The Lonely Sock Project, II

July 15, 2008

Lonely socks, I would find, are not only a Brooklyn phenomenon:

Sock #3

This lonely sock was discovered on the Marble Hill Metro North platform. We’ve moved into a second borough.

Sock #3, Alt

This sock, interestingly, was a mere few feet from this sock:

Sock #4

Sadly, I didn’t take a picture of the proximity of these two socks. Doing so would have allowed us to decide if there were, in fact, perpetually lonely and thereby horribly sad socks, or if these two socks were of the same pair and working themselves back together (like Will and Charlize, and I won’t say anything else so I’m not spoiling anything, suckas) and thereby a touching story of the indomitable human (or sock) spirit. Here is another view of one of our heroes:

Sock #4, At Rest

Something about this last picture is particularly sad to me–this sock feels almost like a hobo, not in the sense that the word is used at Overheard In New York (although I love that site, the use of “Hobo” to describe a homeless person always seems a little cold and, more importantly, inaccurate), but in the historical sense.

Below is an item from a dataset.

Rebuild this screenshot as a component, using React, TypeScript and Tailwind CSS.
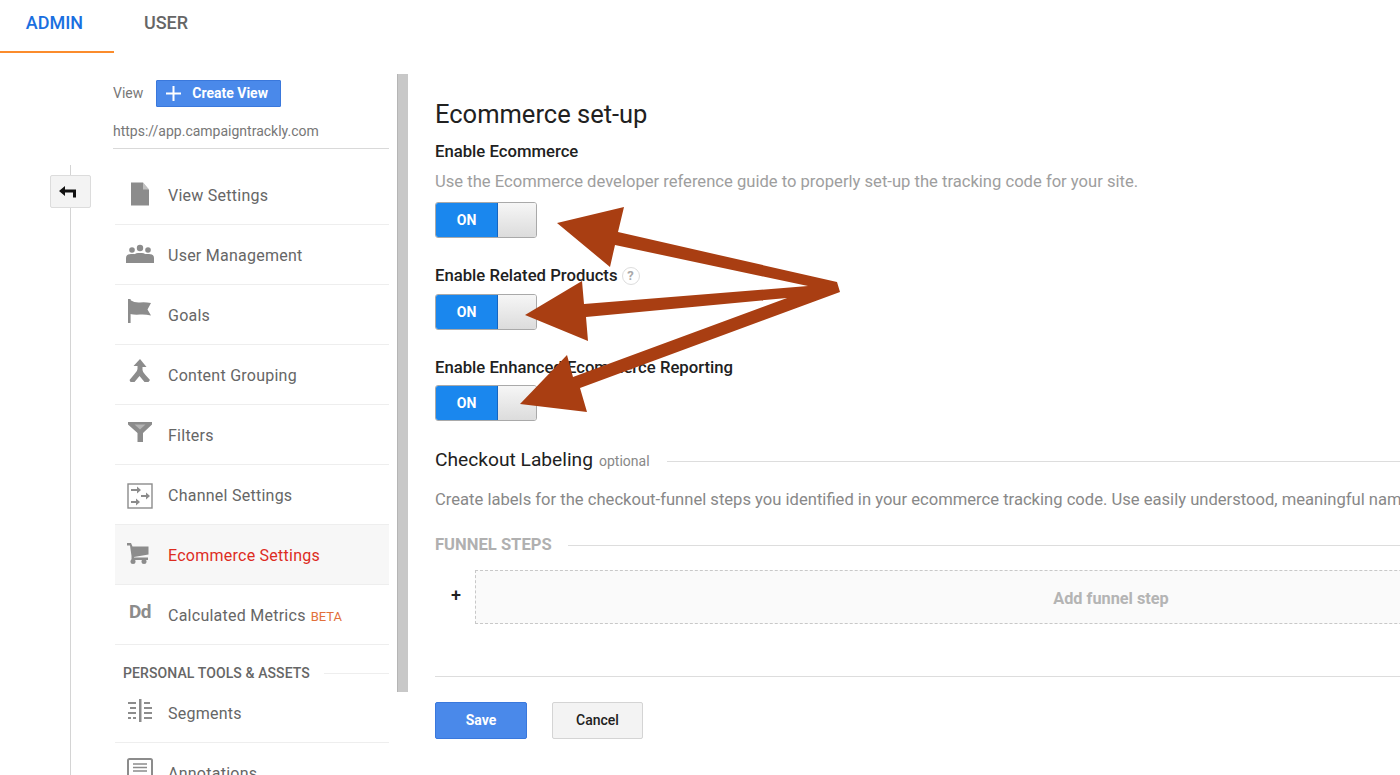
import type { ReactNode } from "react";

const DocIcon = () => (
  <svg width="22" height="24" viewBox="0 0 22 24" fill="#8c8c8c">
    <path d="M2 0.5h12l6 7v16H2z" />
    <path d="M14 0.5v7h6" fill="#fff" opacity="0.45" />
  </svg>
);

const UsersIcon = () => (
  <svg width="30" height="20" viewBox="0 0 30 20" fill="#8c8c8c">
    <circle cx="7" cy="6" r="2.8" />
    <circle cx="15" cy="4" r="3.2" />
    <circle cx="23" cy="6" r="2.8" />
    <path d="M1 19v-5q0-4 5-4h3q2 0 3 1l0 8z" />
    <path d="M29 19v-5q0-4-5-4h-3q-2 0-3 1v8z" />
    <path d="M9 19v-6q0-4 4-4h4q4 0 4 4v6z" />
  </svg>
);

const FlagIcon = () => (
  <svg width="26" height="26" viewBox="0 0 26 26" fill="#8c8c8c">
    <path d="M1 1h2.600v24H1z" />
    <path d="M3 2q5 3 10 2.500t11 0.500l-3.500 6.500 3.500 6q-6-1.500-11-1t-10-0.500z" />
  </svg>
);

const MergeIcon = () => (
  <svg width="22" height="24" viewBox="0 0 22 24" fill="#8c8c8c">
    <path d="M11 0l6.500 8h-4v3q0 2 3 5l4.500 5-1.500 2h-4l-5-6-5 6h-4l-1-2 5-6q3-3 3-5v-3h-4z" />
  </svg>
);

const FilterIcon = () => (
  <svg width="26" height="22" viewBox="0 0 26 22" fill="#8c8c8c">
    <path d="M1 1h24v2.500l-9 8.500v9h-5.500v-9l-9.500-8.500z" />
    <path d="M7.500 3.500h11l-5.500 5z" fill="#fff" opacity="0.35" />
  </svg>
);

const ChannelIcon = () => (
  <svg width="26" height="26" viewBox="0 0 26 26" fill="none" stroke="#8c8c8c">
    <rect x="1" y="1" width="24" height="24" strokeWidth="1.400" />
    <path d="M4 7h7M4 19h7M14 13h7" strokeWidth="2" />
    <path d="M10 3.500l4 3.500-4 3.500zM19 9.500l4 3.500-4 3.500zM9 15.500l4 3.500-4 3.500z" fill="#8c8c8c" stroke="none" />
  </svg>
);

const CartIcon = () => (
  <svg width="22" height="21" viewBox="0 0 22 21" fill="#8c8c8c">
    <path d="M0 0h4l1.500 3.500H21.500v8l-14.500 2.500v0.500h14v2.500H4.500v-4L3 2.500H0z" />
    <circle cx="6" cy="18.500" r="2.500" />
    <circle cx="17" cy="18.500" r="2.500" />
  </svg>
);

const SegmentsIcon = () => (
  <svg width="26" height="23" viewBox="0 0 26 23" fill="#8c8c8c">
    <path d="M12 0h2.500v23H12z" />
    <path d="M1 3h8v2H1zM3 8h6v2H3zM1 13h8v2H1zM1 18h3v2H1zM6 18h3v2H6z" />
    <path d="M17 3h6v2h-6zM17 8h8v2h-8zM17 13h8v2h-8zM17 18h8v2h-8z" />
  </svg>
);

const NotesIcon = () => (
  <svg width="26" height="22" viewBox="0 0 26 22" fill="none" stroke="#8c8c8c">
    <rect x="1" y="1" width="24" height="20" rx="1.500" strokeWidth="2" />
    <path d="M6 6h14M6 9.500h14M6 13h14" strokeWidth="1.500" />
  </svg>
);

const menu: { label: string; icon: ReactNode; iconClass?: string; beta?: boolean; active?: boolean }[] = [
  { label: "View Settings", icon: <DocIcon />, iconClass: "-mt-[1px]" },
  { label: "User Management", icon: <UsersIcon />, iconClass: "-mt-[1px]" },
  { label: "Goals", icon: <FlagIcon />, iconClass: "-mt-[7px]" },
  { label: "Content Grouping", icon: <MergeIcon />, iconClass: "-mt-[7px]" },
  { label: "Filters", icon: <FilterIcon />, iconClass: "-mt-[5px]" },
  { label: "Channel Settings", icon: <ChannelIcon />, iconClass: "mt-[3px]" },
  { label: "Ecommerce Settings", icon: <CartIcon />, iconClass: "-mt-[2px] pr-[10px]", active: true },
  {
    label: "Calculated Metrics",
    icon: <span className="text-[19px] font-bold leading-none tracking-tight text-[#8c8c8c]">Dd</span>,
    iconClass: "-mt-[7px]",
    beta: true,
  },
];

function MenuRow({ label, icon, iconClass, beta, active }: (typeof menu)[number]) {
  return (
    <div
      className={`flex h-[60px] shrink-0 items-center border-b border-[#eeeeee] pl-[2px] text-[16px] ${
        active ? "bg-[#f7f7f7] text-[#dd2c1f]" : "text-[#666666]"
      }`}
    >
      <div className={`flex w-[51px] shrink-0 justify-center pr-[5px] ${iconClass ?? ""}`}>{icon}</div>
      <span className="mt-[2px] tracking-[0.25px]">{label}</span>
      {beta && <span className="ml-[5px] mt-[4px] text-[13px] text-[#e2703a]">BETA</span>}
    </div>
  );
}

function Toggle() {
  return (
    <div className="flex h-[36px] w-[102px] overflow-hidden rounded-[3px] border border-[#a9a9a9]">
      <div className="flex w-[62px] items-center justify-center border-r border-[#1565c0] bg-[#1a87ee] text-[14px] font-bold text-white">
        ON
      </div>
      <div className="flex-1 bg-gradient-to-b from-[#f6f6f6] to-[#dcdcdc]" />
    </div>
  );
}

export default function App() {
  return (
    <div
      className="relative h-[775px] w-[1400px] overflow-hidden bg-white"
      style={{ fontFamily: "Roboto, sans-serif" }}
    >
      <div className="flex h-[53px] text-[18px] font-medium">
        <div className="flex h-[53px] w-[114px] items-center justify-center border-b-2 border-[#fb8c2c] pb-[7px] pr-[5px] text-[#1a6fe0]">
          ADMIN
        </div>
        <div className="flex w-[104px] items-center justify-center pb-[9px] text-[#666666]">USER</div>
      </div>

      <div className="flex h-[722px]">
        <div className="ml-[50px] flex w-[41px] shrink-0 flex-col items-center pt-[112px]">
          <div className="h-[10px] w-px bg-[#d4d4d4]" />
          <div className="flex h-[33px] w-[41px] items-center justify-center rounded-[2px] border border-[#dcdcdc] bg-[#f3f3f3] pr-[5px]">
            <svg width="20" height="14" viewBox="0 0 20 14" fill="#111">
              <path d="M1 6l6-5v3.500h11v8h-3v-5H7V11z" />
            </svg>
          </div>
          <div className="w-px flex-1 bg-[#d4d4d4]" />
        </div>

        <div className="ml-[22px] flex w-[276px] shrink-0 flex-col overflow-hidden">
          <div className="mt-[27px] flex h-[27px] shrink-0 items-center text-[14px] text-[#777777]">
            View
            <div className="ml-[13px] flex h-[27px] w-[125px] items-center rounded-[1px] border border-[#3a78dc] bg-[#4a89ea] text-[14px] font-bold text-white">
              <svg className="ml-[9px]" width="15" height="15" viewBox="0 0 15 15" stroke="#fff" strokeWidth="2">
                <path d="M7.500 0v15M0 7.500h15" />
              </svg>
              <span className="ml-[11px]">Create View</span>
            </div>
          </div>
          <div className="mt-[10px] h-[32px] shrink-0 border-b border-[#d9d9d9] text-[14px] leading-[28px] text-[#777777]">
            https://app.campaigntrackly.com
          </div>
          <div className="ml-[2px] mt-[16px] flex shrink-0 flex-col">
            {menu.map((item) => (
              <MenuRow key={item.label} {...item} />
            ))}
            <div className="flex h-[38px] shrink-0 items-center pl-[8px] pt-[18px] text-[14px] font-medium tracking-[0.1px] text-[#666666]">
              PERSONAL TOOLS &amp; ASSETS
              <div className="ml-[14px] h-px flex-1 bg-[#eeeeee]" />
            </div>
            <MenuRow label="Segments" icon={<SegmentsIcon />} iconClass="-mt-[5px]" />
            <MenuRow label="Annotations" icon={<NotesIcon />} iconClass="-mt-[7px]" />
          </div>
        </div>

        <div className="ml-[8px] mt-[21px] h-[618px] w-[11px] shrink-0 border-l border-[#b5b5b5] bg-[#c8c8c8]" />

        <div className="ml-[27px] min-w-0 flex-1 overflow-hidden">
          <div className="w-[1312px]">
            <h1 className="mt-[44px] text-[25.500px] leading-[34px] text-[#212121]">Ecommerce set-up</h1>
            <div className="mt-[11px] text-[16.700px] font-medium leading-[20px] text-[#212121]">Enable Ecommerce</div>
            <div className="mt-[10px] whitespace-nowrap text-[16.600px] leading-[20px] text-[#9e9e9e]">
              Use the Ecommerce developer reference guide to properly set-up the tracking code for your site.
            </div>
            <div className="mt-[10px]">
              <Toggle />
            </div>
            <div className="mt-[28px] flex h-[20px] items-center text-[16.700px] font-medium text-[#212121]">
              Enable Related Products
              <span className="ml-[4px] flex h-[18px] w-[18px] items-center justify-center rounded-full border border-[#dddddd] text-[13px] font-bold text-[#aaaaaa]">
                ?
              </span>
            </div>
            <div className="mt-[8px]">
              <Toggle />
            </div>
            <div className="mt-[28px] h-[20px] text-[16.700px] font-medium leading-[20px] text-[#212121]">
              Enable Enhanced Ecommerce Reporting
            </div>
            <div className="mt-[7px]">
              <Toggle />
            </div>
            <div className="mt-[27px] flex h-[24px] items-center">
              <span className="text-[19.200px] text-[#212121]">Checkout Labeling</span>
              <span className="ml-[6px] mt-[3px] text-[14px] text-[#888888]">optional</span>
              <div className="ml-[17px] mt-[2px] h-px flex-1 bg-[#dddddd]" />
            </div>
            <div className="mt-[18px] h-[20px] whitespace-nowrap text-[16.600px] leading-[20px] text-[#888888]">
              Create labels for the checkout-funnel steps you identified in your ecommerce tracking code. Use easily
              understood, meaningful names.
            </div>
            <div className="mt-[25px] flex h-[20px] items-center">
              <span className="text-[16.600px] font-bold text-[#b0b0b0]">FUNNEL STEPS</span>
              <div className="ml-[16px] h-px flex-1 bg-[#dddddd]" />
            </div>
            <div className="mt-[15px] flex h-[54px] items-center">
              <div className="flex w-[40px] justify-center pb-[6px] pl-[2px] text-[18px] font-medium text-[#212121]">+</div>
              <div className="flex h-[54px] flex-1 items-center justify-center border border-dashed border-[#c8c8c8] bg-[#fafafa] pt-[4px] text-[16.300px] font-bold text-[#b4b4b4]">
                Add funnel step
              </div>
            </div>
            <div className="mt-[52px] h-px bg-[#dddddd]" />
            <div className="mt-[25px] flex gap-[25px] text-[14px] font-bold">
              <div className="flex h-[37px] w-[92px] items-center justify-center rounded-[2px] border border-[#3a78dc] bg-[#4a89ea] text-white">
                Save
              </div>
              <div className="flex h-[37px] w-[91px] items-center justify-center rounded-[2px] border border-[#d4d4d4] bg-[#f3f3f3] text-[14px] font-medium text-[#212121]">
                Cancel
              </div>
            </div>
          </div>
        </div>
      </div>

      <svg className="pointer-events-none absolute left-0 top-0" width="1400" height="775" viewBox="0 0 1400 775">
        <path
          fill="#a93e12"
          d="M837 282L618 232L624 207L557 223L610 267L615 245L808 286L584 304L582 281L525 315L588 341L586 317L787 298L573 377L567 355L520 404L587 412L580 388L840 292Z"
        />
      </svg>
    </div>
  );
}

This sock is ready to ride the rails–next stop, who knows where? (I mean, I know where, because I take Metro North all the time, but I’m not telling you.)


The Lonely Sock Project, I.

July 8, 2008

I live in Brooklyn. I see strange things here. More often then you’d think, these strange things are socks.

For example, one night I was walking through Park Slope with Carey, and I found this:

Sock #1

This, my friends, is a lonely sock.

Here is another look at him:

Sock #1, Reconsidered.

Now, if this was just one sock we were talking about here, that wouldn’t really mean anything. But maybe ten minutes later, I found this:

Sock #2

Another view:

Sock #2, A Little Bit Closer Now

One is a fluke, two is the beginning of a pattern. And so, I set out to document as many lonely socks as I could find in Brooklyn and beyond. In the coming weeks, I will be sharing the results of this documentation with you here at Smichovsky.